What is an F-Stop?
Before we get started, let's review exactly what an f-stop is (if you're brand new to photography, you might want to start by reading one of our free digital photography tutorials).
Aperture refers to the opening at the front of your lens that allows light into the camera. The larger the aperture (opening), the more light is able to enter, and the less time you need to capture a properly exposed photograph.
Aperture is expressed in terms of f-stops. Here's where it gets slightly technical: the f-stop is the ratio of the focal length to the aperture, where focal length is simply the distance from the camera's sensor to the focusing element in the lens. For example, suppose you're using the nifty fifty, which is the nickname for a 50mm f/1.4 lens. The 1.4 means that if the lens is wide open (at its greatest aperture), the focal distance is 1.4 times as much as the opening in the lens. If you stepped down to f/32, however, the opening is now only 1/32 of the focal distance, so it lets in a lot less light.

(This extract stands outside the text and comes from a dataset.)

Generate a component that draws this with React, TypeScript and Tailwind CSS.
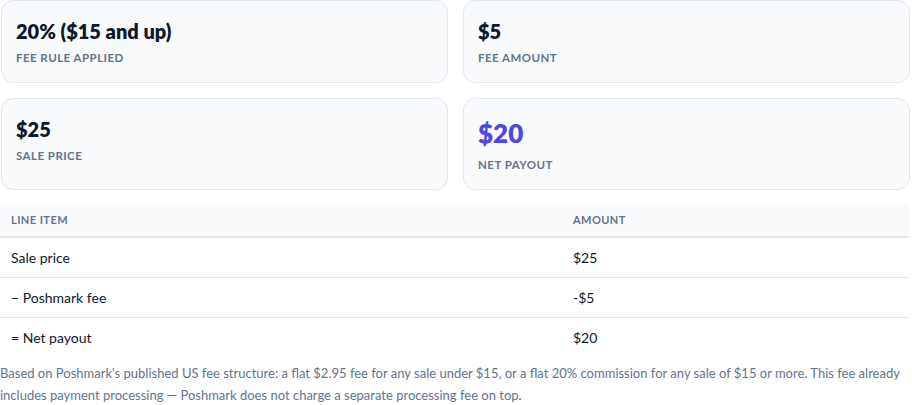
import React from "react";

const font = { fontFamily: "Lato, 'Noto Sans', sans-serif" };

function Card({ value, label, big }: { value: string; label: string; big?: boolean }) {
  return (
    <div className="rounded-xl border border-[#e2e8f0] bg-[#f8fafc] px-[14px] py-4">
      <div
        className={
          big
            ? "text-[26px] leading-[36px] font-extrabold text-[#4f46e5]"
            : "text-[20px] leading-[28px] font-extrabold text-[#0f172a]"
        }
      >
        {value}
      </div>
      <div
        className={
          (big ? "mt-[6px] " : "mt-[5px] ") +
          "text-[11.5px] leading-4 font-bold uppercase tracking-[0.04em] text-[#64748b]"
        }
      >
        {label}
      </div>
    </div>
  );
}

export default function App() {
  const rows = [
    ["Sale price", "$25"],
    ["\u2212 Poshmark fee", "-$5"],
    ["= Net payout", "$20"],
  ];
  return (
    <div className="w-[912px] bg-white pl-[1px] pr-[2px]" style={font}>
      <div className="grid grid-cols-2 gap-x-[15px] gap-y-[15px]">
        <Card value="20% ($15 and up)" label="Fee rule applied" />
        <Card value="$5" label="Fee amount" />
        <Card value="$25" label="Sale price" />
        <Card value="$20" label="Net payout" big />
      </div>
      <table className="mt-[14px] w-full border-collapse -ml-[1px]">
        <thead>
          <tr className="bg-[#f8fafc] border-b-2 border-[#e5e7eb]">
            <th className="h-[33px] pl-[11px] text-left text-[11px] font-bold uppercase tracking-[0.04em] text-[#64748b] w-[562px]">
              Line item
            </th>
            <th className="h-[33px] pl-[11px] text-left text-[11px] font-bold uppercase tracking-[0.04em] text-[#64748b]">
              Amount
            </th>
          </tr>
        </thead>
        <tbody>
          {rows.map(([a, b], i) => (
            <tr key={i} className={i < rows.length - 1 ? "border-b border-[#e5e7eb]" : ""}>
              <td className="h-[40px] pl-[11px] text-[14px] text-[#0f172a]">{a}</td>
              <td className="h-[40px] pl-[11px] text-[14px] text-[#0f172a]">{b}</td>
            </tr>
          ))}
        </tbody>
      </table>
      <p className="mt-[5px] text-[13px] leading-[22px] text-[#64748b] -ml-[1px]">
        Based on Poshmark's published US fee structure: a flat $2.95 fee for any sale under $15, or a flat 20% commission for any sale of $15 or more. This fee already includes payment processing — Poshmark does not charge a separate processing fee on top.
      </p>
    </div>
  );
}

Lenses with larger apertures (particularly zoom lenses that keep the same maximum aperture throughout their zoom range) are more expensive than lenses with smaller apertures and variable apertures, which is why entry-level lenses will often have maximum apertures like 3.5-5.6, which means that it can open as wide as f/3.5 at one end, but only to f/5.6 at the other end. A pro lens, by contrast, will often have a maximum aperture of f/2.8 for the entire zoom range.